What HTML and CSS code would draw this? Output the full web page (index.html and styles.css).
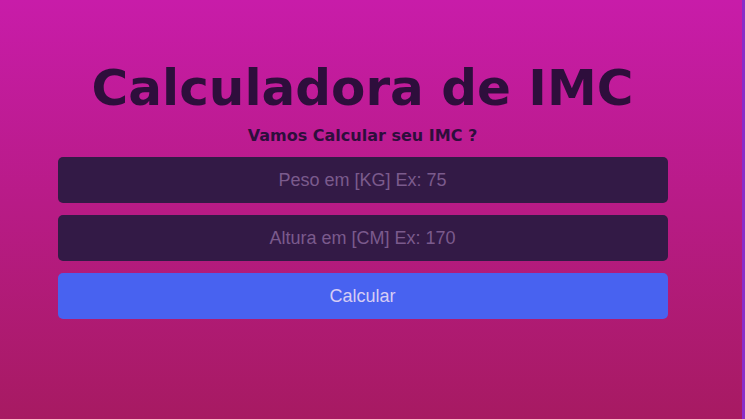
FILE: index.html
```html
<!DOCTYPE html>
<html lang="pt">
<head>
<meta charset="utf-8">
<title>Calculadora de IMC</title>
<link rel="stylesheet" href="styles.css">
</head>
<body>
<main class="app">
  <h1 class="title">Calculadora de IMC</h1>
  <p class="subtitle">Vamos Calcular seu IMC ?</p>
  <form class="form">
    <input class="field" type="text" placeholder="Peso em [KG] Ex: 75">
    <input class="field" type="text" placeholder="Altura em [CM] Ex: 170">
    <button class="btn" type="button">Calcular</button>
  </form>
</main>
</body>
</html>
```

FILE: styles.css
```css
html, body {
  margin: 0;
  height: 100%;
}
body {
  background: linear-gradient(180deg, #c81ca9 0%, #a71a62 100%);
  border-right: 3px solid #8a2cc8;
  box-sizing: border-box;
  padding-right: 17px;
  font-family: "DejaVu Sans", Verdana, sans-serif;
}
.app {
  width: 610px;
  margin: 0 auto;
  padding-top: 57px;
  display: flex;
  flex-direction: column;
  align-items: center;
}
.title {
  margin: 0;
  font-size: 50px;
  line-height: 62px;
  font-weight: bold;
  color: #2e0e3c;
}
.subtitle {
  margin: 6px 0 10px;
  font-size: 16px;
  line-height: 22px;
  font-weight: bold;
  color: #2e0e3c;
}
.form {
  width: 100%;
  display: flex;
  flex-direction: column;
  gap: 12px;
}
.field, .btn {
  width: 100%;
  height: 46px;
  box-sizing: border-box;
  border: none;
  border-radius: 5px;
  font-family: "Liberation Sans", Arial, sans-serif;
  font-size: 18px;
  text-align: center;
  outline: none;
}
.field {
  background: #331a46;
  color: #ddd;
}
.field::placeholder {
  color: #7b5a8d;
}
.btn {
  background: #4862f0;
  color: #d6cdf5;
  cursor: pointer;
}
```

----

#### Aim of the task:
Restate the listing above word for word, and skip the pictures.

#### Exercise output:
What HTML and CSS code would draw this? Output the full web page (index.html and styles.css).
FILE: index.html
```html
<!DOCTYPE html>
<html lang="pt">
<head>
<meta charset="utf-8">
<title>Calculadora de IMC</title>
<link rel="stylesheet" href="styles.css">
</head>
<body>
<main class="app">
  <h1 class="title">Calculadora de IMC</h1>
  <p class="subtitle">Vamos Calcular seu IMC ?</p>
  <form class="form">
    <input class="field" type="text" placeholder="Peso em [KG] Ex: 75">
    <input class="field" type="text" placeholder="Altura em [CM] Ex: 170">
    <button class="btn" type="button">Calcular</button>
  </form>
</main>
</body>
</html>
```

FILE: styles.css
```css
html, body {
  margin: 0;
  height: 100%;
}
body {
  background: linear-gradient(180deg, #c81ca9 0%, #a71a62 100%);
  border-right: 3px solid #8a2cc8;
  box-sizing: border-box;
  padding-right: 17px;
  font-family: "DejaVu Sans", Verdana, sans-serif;
}
.app {
  width: 610px;
  margin: 0 auto;
  padding-top: 57px;
  display: flex;
  flex-direction: column;
  align-items: center;
}
.title {
  margin: 0;
  font-size: 50px;
  line-height: 62px;
  font-weight: bold;
  color: #2e0e3c;
}
.subtitle {
  margin: 6px 0 10px;
  font-size: 16px;
  line-height: 22px;
  font-weight: bold;
  color: #2e0e3c;
}
.form {
  width: 100%;
  display: flex;
  flex-direction: column;
  gap: 12px;
}
.field, .btn {
  width: 100%;
  height: 46px;
  box-sizing: border-box;
  border: none;
  border-radius: 5px;
  font-family: "Liberation Sans", Arial, sans-serif;
  font-size: 18px;
  text-align: center;
  outline: none;
}
.field {
  background: #331a46;
  color: #ddd;
}
.field::placeholder {
  color: #7b5a8d;
}
.btn {
  background: #4862f0;
  color: #d6cdf5;
  cursor: pointer;
}
```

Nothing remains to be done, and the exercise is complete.